Das beginnt mit der Atemluft, die unsere Laute trägt: Durch einen Strohhalm
bläst Mazza Luft in ein Wasserglas und lässt das Blubbern verschiedene
Längen und Intensitäten annehmen. Mit einer spiegelnden Folie, auf die sie
haucht, erzeugt sie Wellen von Lichtspiegelungen. Mit der Spannung in Torso
und Armen misst sie das Volumen der Stimme, zeichnet das Aussenden von
Worten in den Raum gestisch nach und kommt irgendwann zum Summen.
Rita Mazzas Performance ist spartanisch und etwas spröde. Aber sie schafft
es, einen mitzunehmen auf eine Reise, in der mit wenigen Mitteln die
Grenzen der Wahrnehmung verschoben werden. Und man nimmt Anteil an ihrem
Mut, sich diesem Weg auszusetzen.
Choreograph Christos Papadopoulos
Ein Höhepunkt in der letzten Woche des Festivals Tanz im August war der
Auftritt des [2][Ballet de l’opera de Lyon] im Haus der Berliner Festspiel
mit „Mycelium“ von Christos Papadopoulos. Im Januar 2023 hatte der
Choreograph mit dem [3][Berliner Dance On Ensemble im Radialsystem
„Mellowing“] herausgebracht: Beide Stücke ähneln sich. Aus der Arbeit mit
einem minimalen Bewegungsvokabular, einem Rutschen der Füße in parallelen
Bewegungen, Schlenkern der Arme und lässigem Folgen des Rumpfes entwickeln
sich nach und nach große Panoramen und Bewegungslandschaften, die an Wasser
und Wind, Berge und Wellen und Vogelschwärme erinnern. Aber auch an ein
Auspowern der Energie, einen Stresstest des Durchhaltevermögens.
Die Musik zu „Mycelium“, das seine Anlehnung an Organisationskräfte der
Natur schon im Namen trägt, kommt von [4][Coti K., einem in Athen
stationierten Komponisten elektronischer Musik], der sich ebenso wie der
Choreograf mit Naturphänomen auseinandersetzt.

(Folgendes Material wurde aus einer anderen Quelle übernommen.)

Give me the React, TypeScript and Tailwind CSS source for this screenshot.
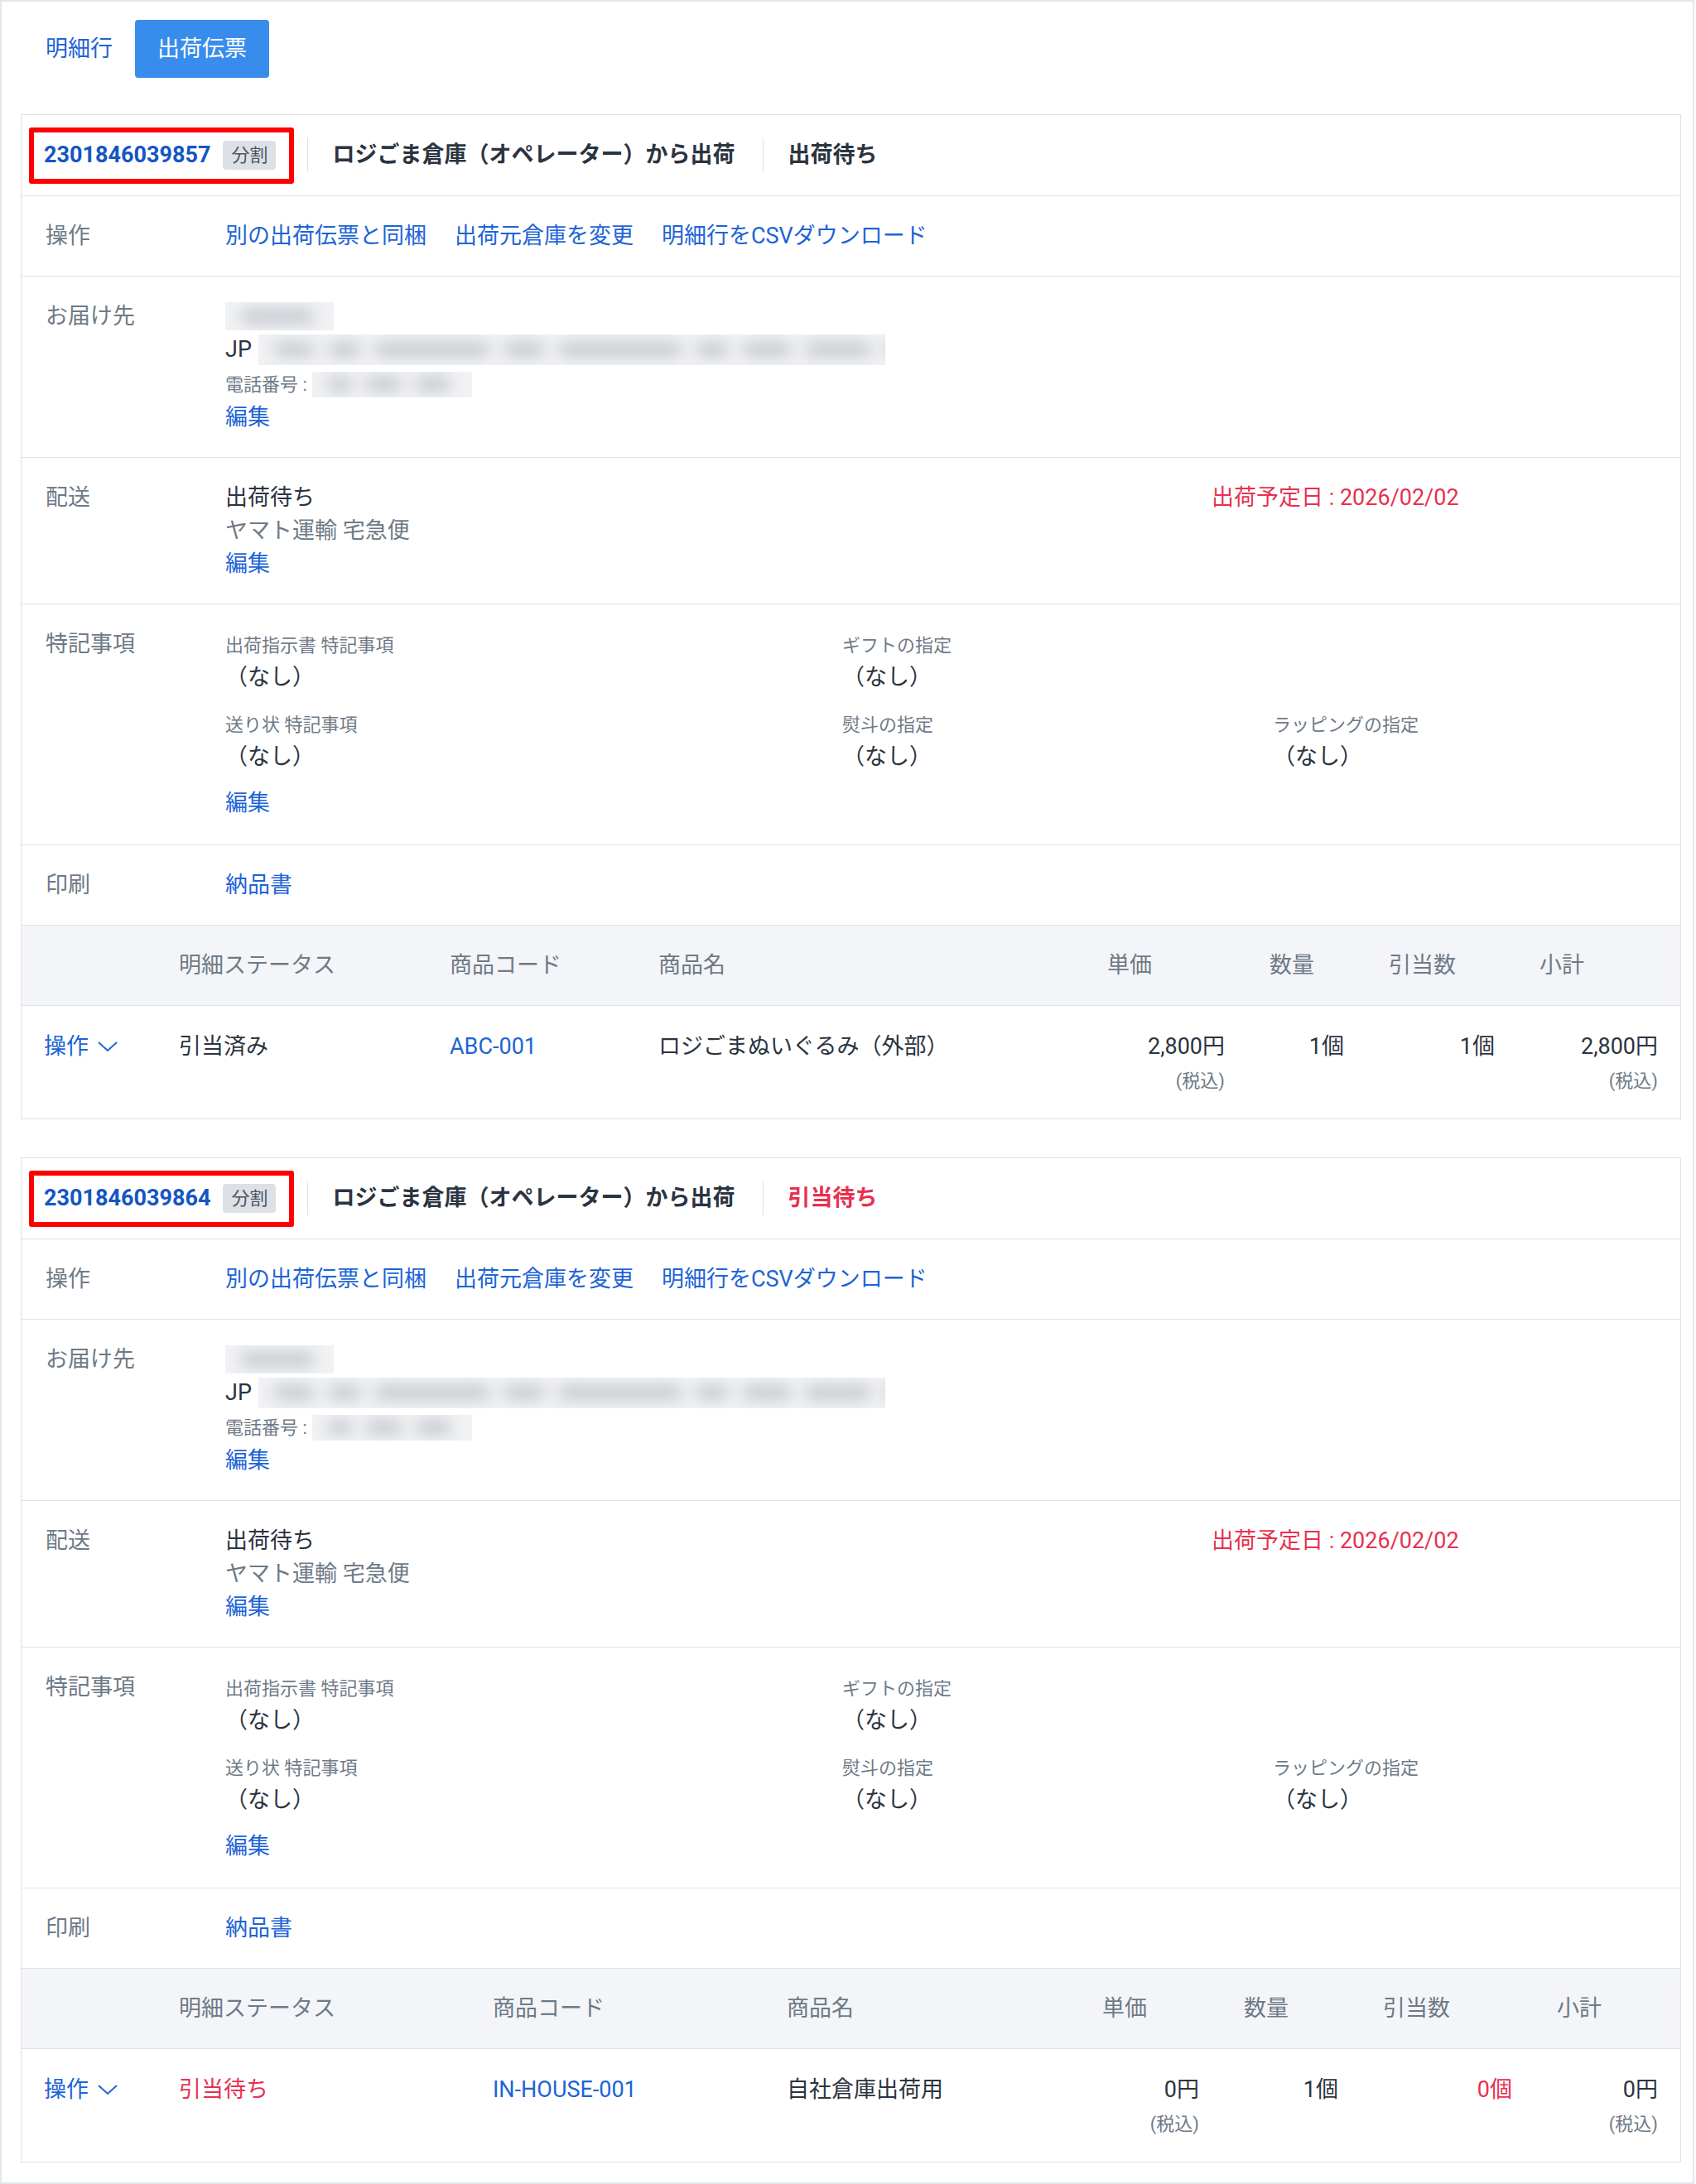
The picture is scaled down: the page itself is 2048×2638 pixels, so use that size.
import React from 'react';

// 出荷伝票タブ：分割された出荷伝票の一覧

type LineItem = {
  status: string;
  statusRed?: boolean;
  code: string;
  name: string;
  price: string;
  qty: string;
  alloc: string;
  allocRed?: boolean;
  subtotal: string;
};

type Shipment = {
  id: string;
  warehouse: string;
  state: string;
  stateRed?: boolean;
  cols: string;
  item: LineItem;
};

const shipments: Shipment[] = [
  {
    id: '2301846039857',
    warehouse: 'ロジごま倉庫（オペレーター）から出荷',
    state: '出荷待ち',
    cols: 'grid-cols-[163px_327px_252px_542px_196px_144px_182px_1fr]',
    item: {
      status: '引当済み',
      code: 'ABC-001',
      name: 'ロジごまぬいぐるみ（外部）',
      price: '2,800円',
      qty: '1個',
      alloc: '1個',
      subtotal: '2,800円',
    },
  },
  {
    id: '2301846039864',
    warehouse: 'ロジごま倉庫（オペレーター）から出荷',
    state: '引当待ち',
    stateRed: true,
    cols: 'grid-cols-[163px_379px_355px_381px_171px_168px_210px_1fr]',
    item: {
      status: '引当待ち',
      statusRed: true,
      code: 'IN-HOUSE-001',
      name: '自社倉庫出荷用',
      price: '0円',
      qty: '1個',
      alloc: '0個',
      allocRed: true,
      subtotal: '0円',
    },
  },
];

const Row: React.FC<{ label: string; children: React.ReactNode }> = ({ label, children }) => (
  <div className="flex border-b border-[#dfe3e8] px-[29px] py-[28px]">
    <div className="w-[217px] shrink-0 text-[27px] leading-[40px] text-[#6e7a87]">{label}</div>
    <div className="min-w-0 flex-1">{children}</div>
  </div>
);

const Edit = () => <div className="text-[27px] leading-[40px] text-[#1d64d6]">編集</div>;

// ぼかし（個人情報）: 地の矩形はくっきり、中の文字だけぼかす
const Blur: React.FC<{ w: string; h: string; bars: number[] }> = ({ w, h, bars }) => (
  <div className={`flex items-center gap-[16px] overflow-hidden bg-[#f1f2f4] px-[18px] ${w} ${h}`}>
    {bars.map((b, i) => (
      <div key={i} className="h-[18px] shrink-0 rounded-full bg-[#c6cad0] blur-[9px]" style={{ width: b }} />
    ))}
  </div>
);

const Note: React.FC<{ title: string }> = ({ title }) => (
  <div>
    <div className="text-[22px] leading-[36px] text-[#6e7a87]">{title}</div>
    <div className="text-[27px] leading-[40px] text-[#2b3440]">（なし）</div>
  </div>
);

const Chevron = () => (
  <svg width="26" height="14" viewBox="0 0 26 14" fill="none" stroke="currentColor" strokeWidth="2">
    <polyline points="2,2 13,12 24,2" />
  </svg>
);

const ShipmentCard: React.FC<{ s: Shipment }> = ({ s }) => {
  const it = s.item;
  return (
    <div className="border border-[#dde1e6] bg-white">
      {/* ヘッダー */}
      <div className="flex h-[98px] items-center border-b border-[#dfe3e8] px-[9px]">
        <div className="flex h-[68px] items-center rounded-[3px] border-[6px] border-[#ff0000] pl-[12px] pr-[16px]">
          <span className="text-[27px] font-bold text-[#1456c2]">{s.id}</span>
          <span className="ml-[15px] rounded-[4px] bg-[#dde1e6] px-[10px] text-[22px] leading-[35px] text-[#4b5563]">分割</span>
        </div>
        <div className="ml-[16px] h-[41px] w-px bg-[#dfe3e8]" />
        <span className="ml-[29px] text-[27px] font-bold text-[#2b3440]">{s.warehouse}</span>
        <div className="ml-[34px] h-[41px] w-px bg-[#dfe3e8]" />
        <span className={`ml-[29px] text-[27px] font-bold ${s.stateRed ? 'text-[#e8304f]' : 'text-[#2b3440]'}`}>{s.state}</span>
      </div>

      <Row label="操作">
        <div className="flex gap-[34px] text-[27px] leading-[40px] text-[#1d64d6]">
          <span>別の出荷伝票と同梱</span>
          <span>出荷元倉庫を変更</span>
          <span>明細行をCSVダウンロード</span>
        </div>
      </Row>

      <Row label="お届け先">
        <div className="flex h-[40px] items-center">
          <Blur w="w-[131px]" h="h-[34px]" bars={[90]} />
        </div>
        <div className="flex h-[40px] items-center text-[27px] text-[#2b3440]">
          <span>JP</span>
          <div className="ml-[8px]">
            <Blur w="w-[757px]" h="h-[37px]" bars={[50, 40, 140, 50, 150, 40, 60, 80, 60]} />
          </div>
        </div>
        <div className="mt-[2px] flex h-[40px] items-center text-[22px] text-[#6e7a87]">
          <span>電話番号 :</span>
          <div className="ml-[6px]">
            <Blur w="w-[193px]" h="h-[31px]" bars={[30, 44, 44]} />
          </div>
        </div>
        <Edit />
      </Row>

      <Row label="配送">
        <div className="grid grid-cols-[1191px_1fr]">
          <div>
            <div className="text-[27px] leading-[40px] text-[#2b3440]">出荷待ち</div>
            <div className="text-[27px] leading-[40px] text-[#6e7a87]">ヤマト運輸 宅急便</div>
            <Edit />
          </div>
          <div className="text-[27px] leading-[40px] text-[#e8304f]">出荷予定日 : 2026/02/02</div>
        </div>
      </Row>

      <Row label="特記事項">
        <div className="pt-[4px] pb-[2px]">
          <div className="grid grid-cols-[745px_520px_1fr]">
            <Note title="出荷指示書 特記事項" />
            <Note title="ギフトの指定" />
            <div />
          </div>
          <div className="mt-[20px] grid grid-cols-[745px_520px_1fr]">
            <Note title="送り状 特記事項" />
            <Note title="熨斗の指定" />
            <Note title="ラッピングの指定" />
          </div>
          <div className="mt-[16px]">
            <Edit />
          </div>
        </div>
      </Row>

      <Row label="印刷">
        <div className="text-[27px] leading-[40px] text-[#1d64d6]">納品書</div>
      </Row>

      {/* 明細テーブル */}
      <div className={`grid ${s.cols} border-b border-[#dfe3e8] bg-[#f4f5f8] py-[28px] text-[27px] leading-[40px] text-[#6e7a87]`}>
        <div className="px-[27px]" />
        <div className="px-[27px]">明細ステータス</div>
        <div className="px-[27px]">商品コード</div>
        <div className="px-[27px]">商品名</div>
        <div className="px-[27px]">単価</div>
        <div className="px-[27px]">数量</div>
        <div className="px-[27px]">引当数</div>
        <div className="px-[27px]">小計</div>
      </div>
      <div className={`grid ${s.cols} pt-[29px] pb-[27px] text-[27px] leading-[40px] text-[#2b3440]`}>
        <div className="flex h-[40px] items-center gap-[10px] self-start px-[27px] text-[#1d64d6]">
          <span>操作</span>
          <Chevron />
        </div>
        <div className={`px-[27px] ${it.statusRed ? 'text-[#e8304f]' : ''}`}>{it.status}</div>
        <div className="px-[27px] text-[#1d64d6]">{it.code}</div>
        <div className="px-[27px]">{it.name}</div>
        <div className="px-[27px] text-right">
          <div>{it.price}</div>
          <div className="mt-[4px] text-[22px] leading-[36px] text-[#6e7a87]">(税込)</div>
        </div>
        <div className="px-[27px] text-right">{it.qty}</div>
        <div className={`px-[27px] text-right ${it.allocRed ? 'text-[#e8304f]' : ''}`}>{it.alloc}</div>
        <div className="px-[27px] text-right">
          <div>{it.subtotal}</div>
          <div className="mt-[4px] text-[22px] leading-[36px] text-[#6e7a87]">(税込)</div>
        </div>
      </div>
    </div>
  );
};

export default function App() {
  return (
    <div className="min-h-[2638px] w-[2046px] border-2 border-[#e3e6ea] bg-white pl-[23px] pr-[14px] pt-[22px] pb-[20px] font-['Roboto','Noto_Sans_CJK_JP',sans-serif]">
      {/* タブ */}
      <div className="ml-[3px] flex">
        <button className="h-[70px] rounded-[4px] px-[27px] text-[27px] text-[#1d64d6]">明細行</button>
        <button className="h-[70px] rounded-[4px] bg-[#388dec] px-[27px] text-[27px] text-white">出荷伝票</button>
      </div>

      <div className="mt-[44px] flex flex-col gap-[46px]">
        {shipments.map(s => (
          <ShipmentCard key={s.id} s={s} />
        ))}
      </div>
    </div>
  );
}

Der Sound hat oft etwas Grollendes und Hartes, Industrial und Techno lassen
grüßen. Das erzeugt einen spannenden Gegensatz zu den Bewegungsbildern, in
denen der Fluss der Energie so mühelos wirkt und doch auf einzelne
akustische Signale reagiert mit einem Umschwenken in der Richtung, einer
Wendung der Schulter, einem Nicken des Kopfes. Die Impulse und Signale der
Musik scheinen die große Gruppe der Tanzenden zu steuern, sie enthalten die
Informationen, die ihre Gemeinsamkeit erzeugt.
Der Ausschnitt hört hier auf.